We were wearing the CONNOLLY for PRESIDENT sweaters I’d bought a few weeks back – politics aside they’re quite pretty – and the trip to the polling station, a primary school straddling the border, was different to the ones I took for those bad elections last year. This is what expectation feels like.
I’ve written about how growing up Mum used to tell me no one she voted for ever won. I’ve inherited that losing tradition: thank you Michael D Higgins (twice a first preference) and Martin Kenny (once a third preference) for being the only politicians for whom I’ve voted to get elected. If you’re from Donegal and you’re on the (far) left you don’t expect to win. And it's rare to have an attractive green sweater to advertise your choice.
We went for brunch in Humble in Bundoran afterwards. (I recommend the brioche French toast, vanilla cream cheese with maple syrup, nice wee combination). We sat there, sweaters on, we’re here, who’s like us.
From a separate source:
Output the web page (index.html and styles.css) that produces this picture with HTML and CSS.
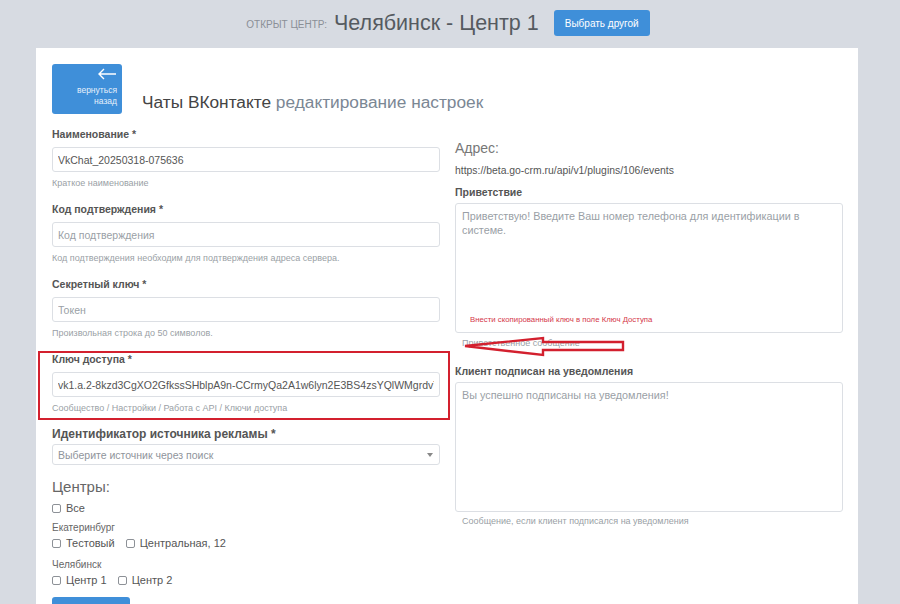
FILE: index.html
```html
<!DOCTYPE html>
<html lang="ru">
<head>
    <meta charset="UTF-8">
    <meta name="viewport" content="width=device-width, initial-scale=1.0">
    <link rel="stylesheet" href="styles.css">
    <title>Чаты ВКонтакте</title>
</head>
<body>

<div class="topbar">
    <span class="topbar-caption">открыт центр:</span>
    <span class="topbar-center">Челябинск - Центр 1</span>
    <button class="btn btn-small">Выбрать другой</button>
</div>

<div class="card">
    <div class="card-head">
        <a class="back-btn" href="#">
            <svg class="back-arrow" width="20" height="12" viewBox="0 0 20 12">
                <path d="M19 6H2M7 1L2 6l5 5" fill="none" stroke="#fff" stroke-width="1.4"/>
            </svg>
            <span>вернуться</span>
            <span>назад</span>
        </a>
        <h1 class="page-title">Чаты ВКонтакте <span>редактирование настроек</span></h1>
    </div>

    <div class="columns">
        <div class="col">
            <div class="field">
                <label class="label">Наименование *</label>
                <input class="input" type="text" value="VkChat_20250318-075636">
                <div class="help">Краткое наименование</div>
            </div>
            <div class="field">
                <label class="label">Код подтверждения *</label>
                <input class="input" type="text" placeholder="Код подтверждения">
                <div class="help">Код подтверждения необходим для подтверждения адреса сервера.</div>
            </div>
            <div class="field">
                <label class="label">Секретный ключ *</label>
                <input class="input" type="text" placeholder="Токен">
                <div class="help">Произвольная строка до 50 символов.</div>
            </div>
            <div class="field field-marked">
                <div class="mark-box"></div>
                <label class="label">Ключ доступа *</label>
                <input class="input" type="text" value="vk1.a.2-8kzd3CgXO2GfkssSHblpA9n-CCrmyQa2A1w6lyn2E3BS4zsYQlWMgrdvT5n">
                <div class="help">Сообщество / Настройки / Работа с API / Ключи доступа</div>
            </div>
            <div class="field">
                <label class="label label-big">Идентификатор источника рекламы *</label>
                <div class="select">
                    <span>Выберите источник через поиск</span>
                    <span class="caret"></span>
                </div>
            </div>

            <h3 class="centers-title">Центры:</h3>
            <div class="check-row first">
                <label class="check"><span class="box"></span>Все</label>
            </div>
            <div class="city">Екатеринбург</div>
            <div class="check-row">
                <label class="check"><span class="box"></span>Тестовый</label>
                <label class="check"><span class="box"></span>Центральная, 12</label>
            </div>
            <div class="city city-gap">Челябинск</div>
            <div class="check-row">
                <label class="check"><span class="box"></span>Центр 1</label>
                <label class="check"><span class="box"></span>Центр 2</label>
            </div>
            <button class="btn btn-save" aria-label="Сохранить"></button>
        </div>

        <div class="col col-right">
            <div class="addr-title">Адрес:</div>
            <div class="addr-url">https://beta.go-crm.ru/api/v1/plugins/106/events</div>

            <label class="label label-r">Приветствие</label>
            <div class="area-wrap">
                <textarea class="area" placeholder="Приветствую! Введите Ваш номер телефона для идентификации в системе."></textarea>
                <span class="note">Внести скопированный ключ в поле Ключ Доступа</span>
            </div>
            <div class="help help-r hint-wrap">
                Приветственное сообщение
                <svg class="hint-arrow" width="175" height="30" viewBox="0 0 175 30">
                    <path d="M10 13L88 5V9H168V17H88V22Z" fill="none" stroke="#d3202e" stroke-width="2.4" stroke-linejoin="miter"/>
                </svg>
            </div>

            <label class="label label-r label-gap">Клиент подписан на уведомления</label>
            <div class="area-wrap">
                <textarea class="area" placeholder="Вы успешно подписаны на уведомления!"></textarea>
            </div>
            <div class="help help-r help-tight">Сообщение, если клиент подписался на уведомления</div>
        </div>
    </div>
</div>

</body>
</html>
```

FILE: styles.css
```css
*{
    margin: 0;
    padding: 0;
    box-sizing: border-box;
}
html, body{
    height: 100%;
}
body{
    background-color: #d7dbe2;
    font-family: "Liberation Sans", Arial, sans-serif;
    color: #555;
    overflow: hidden;
}

.topbar{
    display: flex;
    justify-content: center;
    align-items: center;
    height: 36px;
    padding-top: 10px;
    padding-right: 4px;
    margin-bottom: 12px;
}
.topbar-caption{
    font-size: 10px;
    text-transform: uppercase;
    color: #8a8f96;
    margin-right: 7px;
    margin-top: 3px;
}
.topbar-center{
    font-size: 21.5px;
    color: #555a60;
    margin-right: 15px;
}

.btn{
    background-color: #3f8fd9;
    color: #fff;
    border: none;
    border-radius: 3px;
    font-family: inherit;
    cursor: pointer;
}
.btn-small{
    width: 96px;
    height: 26px;
    font-size: 10px;
}

.card{
    background-color: #fff;
    margin-left: 36px;
    width: 822px;
    height: 600px;
    padding: 16px 15px 0 16px;
}

.card-head{
    display: flex;
    align-items: flex-end;
    gap: 20px;
}
.back-btn{
    display: flex;
    flex-direction: column;
    align-items: flex-end;
    width: 70px;
    height: 50px;
    padding: 4px 5px 0 0;
    background-color: #3f8fd9;
    border-radius: 3px;
    color: #e6f0fb;
    text-decoration: none;
    font-size: 8.5px;
    line-height: 11px;
}
.back-arrow{
    margin-bottom: 5px;
}
.page-title{
    font-size: 17.3px;
    font-weight: normal;
    color: #444;
    margin-bottom: 1px;
}
.page-title span{
    color: #7b8794;
}

.columns{
    display: flex;
    gap: 15px;
    margin-top: 13px;
}
.col{
    width: 388px;
}
.col-right{
    padding-top: 13px;
}

.field{
    margin-bottom: 13px;
}
.field-marked{
    position: relative;
}
.mark-box{
    position: absolute;
    top: -1px;
    left: -14px;
    right: -10px;
    bottom: -6px;
    border: 2px solid #d3202e;
    pointer-events: none;
}
.label{
    display: block;
    font-size: 10.5px;
    line-height: 14px;
    font-weight: bold;
    color: #555;
    margin-bottom: 6px;
}
.label-big{
    font-size: 12px;
    margin-bottom: 3px;
}
.input{
    display: block;
    width: 100%;
    height: 25px;
    padding: 0 5px;
    border: 1px solid #dcdfe4;
    border-radius: 3px;
    font-family: inherit;
    font-size: 10.5px;
    color: #555;
    outline: none;
}
.input::placeholder,
.area::placeholder{
    color: #9a9fa6;
}
.help{
    font-size: 9px;
    line-height: 12px;
    color: #9a9fa6;
    margin-top: 5px;
}

.select{
    display: flex;
    justify-content: space-between;
    align-items: center;
    height: 21px;
    padding: 0 6px 0 5px;
    border: 1px solid #dcdfe4;
    border-radius: 3px;
    font-size: 10.5px;
    color: #8f949b;
}
.caret{
    width: 0;
    height: 0;
    border-left: 3px solid transparent;
    border-right: 3px solid transparent;
    border-top: 4px solid #888;
}

.centers-title{
    font-size: 15px;
    line-height: 18px;
    font-weight: normal;
    color: #666;
    margin-top: 13px;
}
.check-row{
    display: flex;
    gap: 11px;
}
.check-row.first{
    margin-top: 5px;
    margin-bottom: 6px;
}
.check{
    display: flex;
    align-items: center;
    gap: 5px;
    font-size: 11px;
    line-height: 14px;
    color: #555;
}
.box{
    width: 9px;
    height: 9px;
    border: 1px solid #8d9197;
    border-radius: 2px;
}
.city{
    font-size: 10px;
    line-height: 14px;
    color: #666;
    margin-bottom: 1px;
}
.city-gap{
    margin-top: 8px;
}
.btn-save{
    display: block;
    margin-top: 10px;
    width: 78px;
    height: 36px;
}

.addr-title{
    font-size: 14px;
    line-height: 17px;
    color: #777;
}
.addr-url{
    font-size: 10.4px;
    line-height: 13px;
    color: #555;
    margin-top: 7px;
    margin-bottom: 8px;
}
.label-r{
    margin-bottom: 4px;
}
.label-gap{
    margin-top: 15px;
}
.area-wrap{
    position: relative;
}
.area{
    display: block;
    width: 100%;
    height: 130px;
    padding: 5px 6px;
    border: 1px solid #dcdfe4;
    border-radius: 3px;
    font-family: inherit;
    font-size: 10.8px;
    line-height: 14px;
    color: #555;
    resize: none;
    outline: none;
}
.note{
    position: absolute;
    left: 15px;
    top: 112px;
    font-size: 7.8px;
    color: #d4384a;
}
.help-r{
    padding-left: 7px;
    margin-top: 4px;
}
.help-tight{
    margin-top: 3px;
}
.hint-wrap{
    position: relative;
}
.hint-arrow{
    position: absolute;
    left: 0;
    top: -4px;
}
```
You don’t get to feel like that much on the left.
I’ll not be premature – things I accept: the presidency is a ceremonial position; the left hasn’t committed to future coalitions; electoral politics won’t save us. Right now I don’t care. We can talk about all that next week.
I grew up a Manchester United fan. I remember getting up on a Sunday morning in 1996 to watch taped Match of the Day highlights of the final day of the season, that 3-0 win against Middlesbrough that delivered the first title win I got to celebrate. Last week I picked up Anthony Quinn’s sort-of Kevin Keegan biography and I now recognise that Keegan’s Newcastle United were the good guys of that race.
No more than Catherine Connolly, who hasn’t compromised her politics for the mainstream media’s idea of the mythological middle Ireland, Keegan’s entertainers didn’t compromise their football. They didn’t win though. Against a mainstream media and their weeks of questions, our ruling parties and their thoughtless, abortive campaigns, there’s a chance of a win tomorrow.
And no more than Keegan – “I'll tell you, honestly, I will love it if we beat them. Love it.”